My next line of enquiry was whether milking a cow to obtain food causes the flatulence from that cow to be of an AGW nature. At last, I am beginning to get a match of the theory to the facts. So in India, a cow’s milk is drunk by a calf as it is in NZ. But in NZ the cows are milked after the calf is weaned and maybe this extra milking causes the flatulence to contribute to AGW? The evidence on this theory was not clear cut, and at worst would mean our cows are only half AGW (the period after calf weaning and before winter drying off).
While it might look that I was coming to a dead end, there was mounting evidence from the research that both a NZ cow and an Indian cow actually contribute the same amount of farts, and therefore both warm the planet equally. The scientific difference is that the Indian cow contributes to global warming and the NZ cow does the same but this is associated with humans because humans drink the milk and milk products, and use the meat, offals and hide when the cow is replaced with a newer model. The Indian cow causes GW, while the NZ cow causes AGW.

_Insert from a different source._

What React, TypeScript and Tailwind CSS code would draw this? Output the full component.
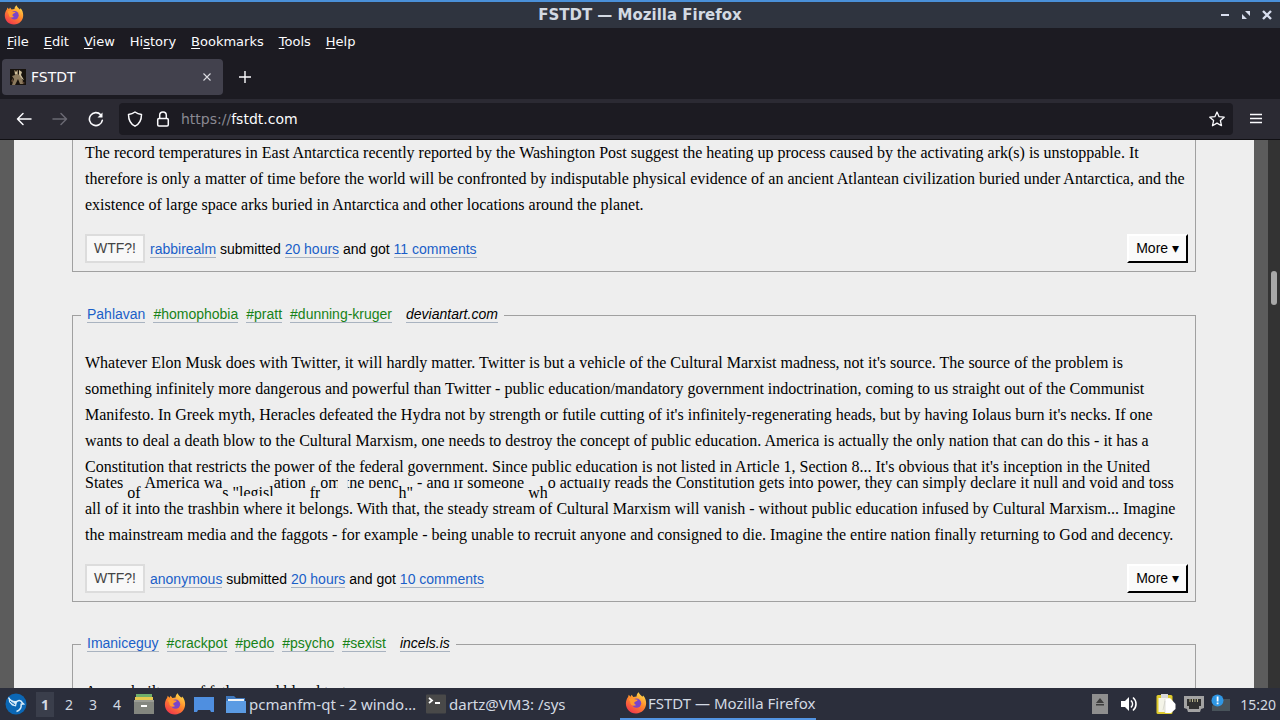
import type { ReactNode } from "react";

const SERIF = "font-['Liberation_Serif',serif]";
const SANS = "font-['Liberation_Sans',sans-serif]";
const UI = "font-['DejaVu_Sans',sans-serif]";

const menus = [
  { before: "", key: "F", after: "ile" },
  { before: "", key: "E", after: "dit" },
  { before: "", key: "V", after: "iew" },
  { before: "Hi", key: "s", after: "tory" },
  { before: "", key: "B", after: "ookmarks" },
  { before: "", key: "T", after: "ools" },
  { before: "", key: "H", after: "elp" },
];

function FirefoxIcon({ className }: { className?: string }) {
  return (
    <svg viewBox="0 0 20 20" className={className} aria-hidden="true">
      <defs>
        <linearGradient id="fx" x1="0.8" y1="0" x2="0.2" y2="1">
          <stop offset="0" stopColor="#ffe14d" />
          <stop offset="0.45" stopColor="#ff8a2b" />
          <stop offset="1" stopColor="#f0304f" />
        </linearGradient>
      </defs>
      <path
        d="M10 19.5C4.5 19.5.8 15.5.8 10.5.8 8 1.6 6 2.8 4.5L3.4 2.5 5 4.3 6 2.6 7.6 4.600C8.500 4.200 9.500 4 10.500 4 10.500 2.500 11.300 1.200 12.500.3c.6 2 2 2.700 3.400 4.100l.6-1.200c2 2 2.700 4.600 2.700 7.100 0 5.200-3.900 9.200-9.200 9.200z"
        fill="url(#fx)"
      />
      <circle cx="10.5" cy="10.2" r="4.2" fill="#7a45c9" />
      <path d="M3.500 6.500c2-1.500 4-.8 5.500.2l2.600.4c-.4 1.500-2.400 1.300-3 2.300-.4 1 .2 2.200 1.600 2.400-2.500 1.600-5.400.2-5.400-2.400z" fill="#ff9a30" />
    </svg>
  );
}

function TitleBar() {
  return (
    <header className={`${UI} grid h-7 shrink-0 grid-cols-[1fr_auto_1fr] items-center border-t-2 border-[#4a90d9] bg-[#2f343f] px-1`}>
      <FirefoxIcon className="h-5 w-5" />
      <h1 className="text-[15px] leading-5 font-bold text-[#d3dae3]">FSTDT — Mozilla Firefox</h1>
      <div className="flex items-center justify-end gap-[9px] pr-[3px] text-[#d8deee]">
        <button aria-label="Minimize">
          <svg viewBox="0 0 12 12" className="h-3 w-3" fill="currentColor">
            <path d="M2 5h8v2H2z" />
          </svg>
        </button>
        <button aria-label="Restore">
          <svg viewBox="0 0 12 12" className="h-3 w-3" fill="currentColor">
            <path d="M5 2h5v5zM2 5v5h5z" />
          </svg>
        </button>
        <button aria-label="Close">
          <svg viewBox="0 0 12 12" className="h-3 w-3" stroke="currentColor" strokeWidth="2.4">
            <path d="M2 2l8 8M10 2l-8 8" />
          </svg>
        </button>
      </div>
    </header>
  );
}

function MenuBar() {
  return (
    <nav className="flex h-[27px] shrink-0 items-center gap-[15px] px-[7px] text-[13px]">
      {menus.map((m) => (
        <button key={m.key + m.after}>
          {m.before}
          <span className="underline underline-offset-2">{m.key}</span>
          {m.after}
        </button>
      ))}
    </nav>
  );
}

function TabStrip() {
  return (
    <div className="flex h-11 shrink-0 items-center pl-0.5">
      <div className="flex h-9 w-[221px] items-center rounded bg-[#42414d] px-2">
        <svg viewBox="0 0 16 16" className="h-4 w-4" aria-hidden="true">
          <path d="M0 0h16v16H0z" fill="#17120d" />
          <path d="M4 1l2 1 2-1v4l3 3 2 4v3h-3l-2-5-3 6H2l2-6-2-3 3-1z" fill="#8c7a5e" />
          <path d="M9 1l3 2-1 3 3 5-2-1-3-4zM5 3h2v2H5z" fill="#cbbd9b" />
          <path d="M1 12l2-3v5zM12 12l3 2-2 1z" fill="#5d4432" />
        </svg>
        <span className="ml-[5px] flex-1 text-[14px]">FSTDT</span>
        <button aria-label="Close tab" className="p-1">
          <svg viewBox="0 0 8 8" className="h-2 w-2" stroke="#dcdce2" strokeWidth="1.1">
            <path d="M0.5 0.5l7 7M7.5 0.5l-7 7" />
          </svg>
        </button>
      </div>
      <button aria-label="New tab" className="ml-4">
        <svg viewBox="0 0 12 12" className="h-3 w-3" stroke="#fbfbfe" strokeWidth="1.4">
          <path d="M6 0v12M0 6h12" />
        </svg>
      </button>
    </div>
  );
}

function NavBar() {
  return (
    <div className="flex h-[41px] shrink-0 items-center border-b border-[#111014] bg-[#2b2a33] px-4">
      <button aria-label="Back">
        <svg viewBox="0 0 16 16" className="h-4 w-4" fill="none" stroke="#fbfbfe" strokeWidth="1.5" strokeLinecap="round" strokeLinejoin="round">
          <path d="M15 8H1.5M7 2.5L1.5 8 7 13.5" />
        </svg>
      </button>
      <button aria-label="Forward" className="ml-5" disabled>
        <svg viewBox="0 0 16 16" className="h-4 w-4" fill="none" stroke="#6a6973" strokeWidth="1.5" strokeLinecap="round" strokeLinejoin="round">
          <path d="M1 8h13.5M9 2.5L14.5 8 9 13.5" />
        </svg>
      </button>
      <button aria-label="Reload" className="ml-5">
        <svg viewBox="0 0 16 16" className="h-4 w-4" fill="none" stroke="#fbfbfe" strokeWidth="1.6" strokeLinecap="round">
          <path d="M14.3 9.3A6.5 6.5 0 1 1 12.7 3.7" />
          <path d="M14.5 1.5v5H9.500z" fill="#fbfbfe" stroke="none" />
        </svg>
      </button>
      <div className="ml-[15px] flex h-8 flex-1 items-center rounded bg-[#1c1b22] px-2">
        <svg viewBox="0 0 16 16" className="h-4 w-4" fill="none" stroke="#fbfbfe" strokeWidth="1.5" strokeLinejoin="round" aria-hidden="true">
          <path d="M8 1c2 1.5 4 2.200 6.500 2.500C14.500 9 12.500 13 8 15.200 3.500 13 1.500 9 1.500 3.500 4 3.200 6 2.500 8 1z" />
        </svg>
        <svg viewBox="0 0 16 16" className="ml-3 h-4 w-4" fill="none" stroke="#fbfbfe" strokeWidth="1.5" strokeLinejoin="round" aria-hidden="true">
          <rect x="2.700" y="7.500" width="10.600" height="7.500" rx="1.200" />
          <path d="M4.700 7.500V4.300a3.300 3.300 0 0 1 6.600 0v3.200" />
        </svg>
        <a href="https://fstdt.com" className="ml-[10px] flex-1 text-[14px]">
          <span className="text-[#8a8992]">https://</span>fstdt.com
        </a>
        <button aria-label="Bookmark this page">
          <svg viewBox="0 0 16 16" className="h-4 w-4" fill="none" stroke="#fbfbfe" strokeWidth="1.3" strokeLinejoin="round">
            <path d="M8 1l2.100 4.700 5.100.5-3.800 3.400 1.100 5.100L8 12.100l-4.500 2.600 1.100-5.100L.8 6.200l5.100-.5z" />
          </svg>
        </button>
      </div>
      <button aria-label="Open application menu" className="ml-[15px]">
        <svg viewBox="0 0 16 16" className="h-4 w-4" stroke="#fbfbfe" strokeWidth="1.4">
          <path d="M2 3.500h12M2 7.500h12M2 11.500h12" />
        </svg>
      </button>
    </div>
  );
}

function PageLink({ children, className = "text-[#1a5fc8]" }: { children: ReactNode; className?: string }) {
  return (
    <a href="#post" className={`border-b border-[#a9b3c0] ${className}`}>
      {children}
    </a>
  );
}

function PostLegend({ author, tags, source }: { author: string; tags: string[]; source: string }) {
  return (
    <legend className={`${SANS} -ml-1 flex gap-2 px-[6px] pb-0.5 text-[14px] leading-4`}>
      <PageLink>{author}</PageLink>
      {tags.map((tag) => (
        <PageLink key={tag} className="text-[#178217]">
          {tag}
        </PageLink>
      ))}
      <PageLink className="ml-1.5 text-black italic">{source}</PageLink>
    </legend>
  );
}

function PostFooter({ author, comments }: { author: string; comments: string }) {
  return (
    <div className={`${SANS} mt-4 flex h-[29px] items-center text-[14px] leading-4`}>
      <button className="h-full border-2 border-[#dcdcdc] bg-[#f8f8f8] px-[7px] pb-px text-[#444]">WTF?!</button>
      <p className="ml-[5px] flex-1">
        <PageLink>{author}</PageLink> submitted <PageLink>20 hours</PageLink> and got <PageLink>{comments}</PageLink>
      </p>
      <button className="h-full border-2 border-t-white border-r-black border-b-black border-l-white bg-[#fafafa] px-[7px] pb-px text-black">
        More ▾
      </button>
    </div>
  );
}

// A piece of the torn line that is drawn ten pixels lower than its neighbours.
function Dropped({ children, className = "" }: { children: ReactNode; className?: string }) {
  return <span className={`relative top-[10px] ${className}`}>{children}</span>;
}

function Cut({ children, className = "" }: { children: ReactNode; className?: string }) {
  return <span className={className}>{children}</span>;
}

const body = `${SERIF} text-base leading-[26px] text-black`;
const card = "border border-[#a0a0a0] pl-3 pr-[7px] pb-2";

function Page() {
  return (
    <div className="flex min-h-0 flex-1 bg-[#5c5c5c] pl-[14px]">
      <main className="min-w-0 flex-1 overflow-hidden bg-[#eeeeee] px-[58px]">
        <article className={`${card} border-t-0`}>
          <p className={body}>
            The record temperatures in East Antarctica recently reported by the Washington Post suggest the heating up process
            caused by the activating ark(s) is unstoppable. It therefore is only a matter of time before the world will be
            confronted by indisputable physical evidence of an ancient Atlantean civilization buried under Antarctica, and the
            existence of large space arks buried in Antarctica and other locations around the planet.
          </p>
          <PostFooter author="rabbirealm" comments="11 comments" />
        </article>

        <fieldset className={`${card} mt-[34px]`}>
          <PostLegend author="Pahlavan" tags={["#homophobia", "#pratt", "#dunning-kruger"]} source="deviantart.com" />
          <p className={`${body} mt-[25px]`}>
            Whatever Elon Musk does with Twitter, it will hardly matter. Twitter is but a vehicle of the Cultural Marxist
            madness, not it's source. The source of the problem is something infinitely more dangerous and powerful than Twitter
            - public education/mandatory government indoctrination, coming to us straight out of the Communist Manifesto. In
            Greek myth, Heracles defeated the Hydra not by strength or futile cutting of it's infinitely-regenerating heads, but
            by having Iolaus burn it's necks. If one wants to deal a death blow to the Cultural Marxism, one needs to destroy the
            concept of public education. America is actually the only nation that can do this - it has a Constitution that
            restricts the power of the federal government. Since public education is not listed in Article 1, Section 8... It's
            obvious that it's inception in the United
          </p>
          <p className={`${body} -mt-[10px] flex h-[26px] whitespace-pre`}>
            <Cut>{"States "}</Cut>
            <Dropped className="[clip-path:inset(5px_0_8px_0)]">{"of "}</Dropped>
            <Cut>{"America wa"}</Cut>
            <Dropped className="[clip-path:inset(5px_0_10px_0)]">{'s "legisl'}</Dropped>
            <Cut className="[clip-path:inset(8px_0_0_0)]">{"ation "}</Cut>
            <Dropped className="[clip-path:inset(5px_0_8px_0)]">fr</Dropped>
            <Cut className="[clip-path:inset(8px_7px_0_0)]">{"om "}</Cut>
            <Cut className="[clip-path:inset(10px_0_0_3px)]">{"the benc"}</Cut>
            <Dropped className="[clip-path:inset(5px_0_0_0)]">{'h"'}</Dropped>
            <Cut className="[clip-path:inset(10px_0_0_0)]">{" - and if someone "}</Cut>
            <Dropped className="[clip-path:inset(5px_0_0_0)]">wh</Dropped>
            <Cut className="[clip-path:inset(9px_0_0_0)]">{"o actually "}</Cut>
            <Cut>reads the Constitution gets into power, they can simply declare it null and void and toss</Cut>
          </p>
          <p className={body}>
            all of it into the trashbin where it belongs. With that, the steady stream of Cultural Marxism will vanish - without
            public education infused by Cultural Marxism... Imagine the mainstream media and the faggots - for example - being
            unable to recruit anyone and consigned to die. Imagine the entire nation finally returning to God and decency.
          </p>
          <PostFooter author="anonymous" comments="10 comments" />
        </fieldset>

        <fieldset className={`${card} mt-[33px]`}>
          <PostLegend author="Imaniceguy" tags={["#crackpot", "#pedo", "#psycho", "#sexist"]} source="incels.is" />
          <p className={`${body} mt-[25px]`}>A man built one of fathers and blood tests</p>
        </fieldset>
      </main>
      <div className="w-[14px]" />
      <div className="w-3 bg-[#333333] pt-[131px] pl-[3px]">
        <div className="h-[34px] w-[6px] rounded-full bg-[#a8a8a8]" />
      </div>
    </div>
  );
}

function Taskbar() {
  return (
    <footer className="flex h-8 shrink-0 items-center bg-[#2b2e3b] font-['Noto_Sans',sans-serif] text-[15px] text-[#d3dae3]">
      <button aria-label="Applications" className="ml-[5px]">
        <svg viewBox="0 0 22 22" className="h-[22px] w-[22px]">
          <circle cx="11" cy="11" r="10.5" fill="#0b67b5" />
          <path
            d="M3.500 4.500C5.500 8 9 9 12 8.500c2-1.500 4.500-1 5 1l1.500 1.500-2.300.2c.3 3.500-1.700 6.300-4.700 7.300"
            fill="none"
            stroke="#d8ecfa"
            strokeWidth="1.5"
          />
          <path d="M3.500 4.500L4 9l3 3.500 4 1 1-4.500C8.500 9 5 7 3.500 4.500z" fill="#d8ecfa" />
          <path d="M5 8l3.500 3M8 9.500l2 2.500" stroke="#0b67b5" />
        </svg>
      </button>
      <div className="ml-[9px] flex items-center text-center text-[14px]">
        <button className="w-[18px] bg-[#3a3e4b] py-0.5 font-bold">1</button>
        <button className="ml-[6px] w-[18px]">2</button>
        <button className="ml-[6px] w-[18px]">3</button>
        <button className="ml-[6px] w-[18px]">4</button>
      </div>
      <button aria-label="File manager" className="ml-2">
        <svg viewBox="0 0 20 20" className="h-5 w-5">
          <path d="M2 0h16v4H2z" fill="#6fae6a" />
          <path d="M1 3h18v4H1z" fill="#e6c84f" />
          <path d="M0 6h20v14H0z" fill="#83867f" />
          <path d="M0 6h20v2H0z" fill="#9a9c94" />
          <path d="M7 11h6v2H7z" fill="#fff" />
        </svg>
      </button>
      <button aria-label="Firefox" className="ml-[10px]">
        <FirefoxIcon className="h-[22px] w-[22px]" />
      </button>
      <button aria-label="Show desktop" className="ml-2">
        <svg viewBox="0 0 20 20" className="h-5 w-5">
          <path d="M0 3h20v15h-3l-1-2H4l-1 2H0z" fill="#4f8fe0" />
        </svg>
      </button>
      <button className="ml-3 flex w-[200px] items-center gap-[3px]">
        <svg viewBox="0 0 20 20" className="h-5 w-5 shrink-0" aria-hidden="true">
          <path d="M0 2h8l2 2h9v5H0z" fill="#3f78bd" />
          <path d="M2 5h16v3H2z" fill="#eef3f8" />
          <path d="M0 7h20v12H0z" fill="#5b9be3" />
        </svg>
        <span className="whitespace-nowrap">pcmanfm-qt - 2 windo…</span>
      </button>
      <button className="flex w-[194px] items-center gap-[3px]">
        <svg viewBox="0 0 20 20" className="h-5 w-5 shrink-0" aria-hidden="true">
          <rect width="20" height="19" y="0.5" rx="1" fill="#494949" />
          <path d="M3 4l3 2.500L3 9M9 9h5" stroke="#fff" strokeWidth="1.8" fill="none" />
        </svg>
        <span className="whitespace-nowrap">dartz@VM3: /sys</span>
      </button>
      <button className="flex h-full w-[196px] items-center gap-px border-b-2 border-[#5294e2] pl-[5px]">
        <FirefoxIcon className="h-[22px] w-[22px] shrink-0" />
        <span className="whitespace-nowrap">FSTDT — Mozilla Firefox</span>
      </button>
      <div className="ml-auto flex items-center pr-1">
        <svg viewBox="0 0 16 20" className="h-5 w-4" aria-hidden="true">
          <path d="M0 0h16v20H0z" fill="#8f8f8f" />
          <path d="M4 9l4-5 4 5zM4 10h8v1.500H4z" fill="#3d3d3d" />
        </svg>
        <svg viewBox="0 0 18 18" className="ml-3 h-[18px] w-[18px]" aria-hidden="true">
          <path d="M1 6h4l4-4v14l-4-4H1z" fill="#fff" />
          <path d="M11 5.500c2 2 2 5 0 7M13 2.500c4 3.500 4 9.500 0 13" stroke="#fff" strokeWidth="1.6" fill="none" />
        </svg>
        <svg viewBox="0 0 20 22" className="ml-[18px] h-[22px] w-5" aria-hidden="true">
          <rect x="0.5" y="2" width="16" height="19" rx="1.5" fill="#dfcb2c" />
          <path d="M2.500 5h12v14h-12z" fill="#f4f4e8" />
          <path d="M5 1h7v4H5z" fill="#d8d8d8" />
          <path d="M9 6h6l4.500 5v5L15 20H9z" fill="#fff" />
          <path d="M9 6v14M9 8l-2 9" stroke="#c9c9c2" strokeWidth="0.6" />
        </svg>
        <svg viewBox="0 0 20 18" className="ml-2 h-[18px] w-5" aria-hidden="true">
          <path d="M0 1h20v12l-3 1-1 3H4l-1-3-3-1z" fill="#a3a3a3" />
          <path d="M3 4h14v7h-2v3H5v-3H3z" fill="#303030" />
          <path d="M6 4v3M8.500 4v3M11 4v3M13.500 4v3" stroke="#b9b48c" />
        </svg>
        <svg viewBox="0 0 20 20" className="ml-[7px] h-5 w-5" aria-hidden="true">
          <path d="M8 5h11v12H1v-5z" fill="#48535a" />
          <circle cx="6.5" cy="6.5" r="6" fill="#2f96e3" />
          <path d="M5.700 2.500h1.800v5H5.700zM5.700 8.500h1.800v1.800H5.700z" fill="#fff" />
        </svg>
        <time className="ml-[9px] text-[14px]">15:20</time>
      </div>
    </footer>
  );
}

export default function App() {
  return (
    <div className="flex h-screen flex-col overflow-hidden">
      <TitleBar />
      <div className={`${UI} flex shrink-0 flex-col bg-[#1c1b22] text-[#fbfbfe]`}>
        <MenuBar />
        <TabStrip />
        <NavBar />
      </div>
      <Page />
      <Taskbar />
    </div>
  );
}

The study then turned to whether the planet would be affected differently by having one less NZ cow or one less Indian cow? And there was little difference between the two options. Because this was so hard for the IPCC to choose one over the other, they checked their “Terms of Reference” and concluded their job was to prove the AGW theory. So they reached the conclusion that agriculture is bad because it serves the purpose of humans. My work did not reach this conclusion.
This study is in the process of peer review, and subject to its publication, I will be able to apply for a grant to do a follow up study. This relates to whether Indian cows also serve a human purpose by satisfying the need of humans to have sacred objects. If this was the case, then it would follow that Indian cows also contribute to AGW, which would please the Indian Government no end because the cows could be taxed. The people to pay would be all those who believed cows were sacred.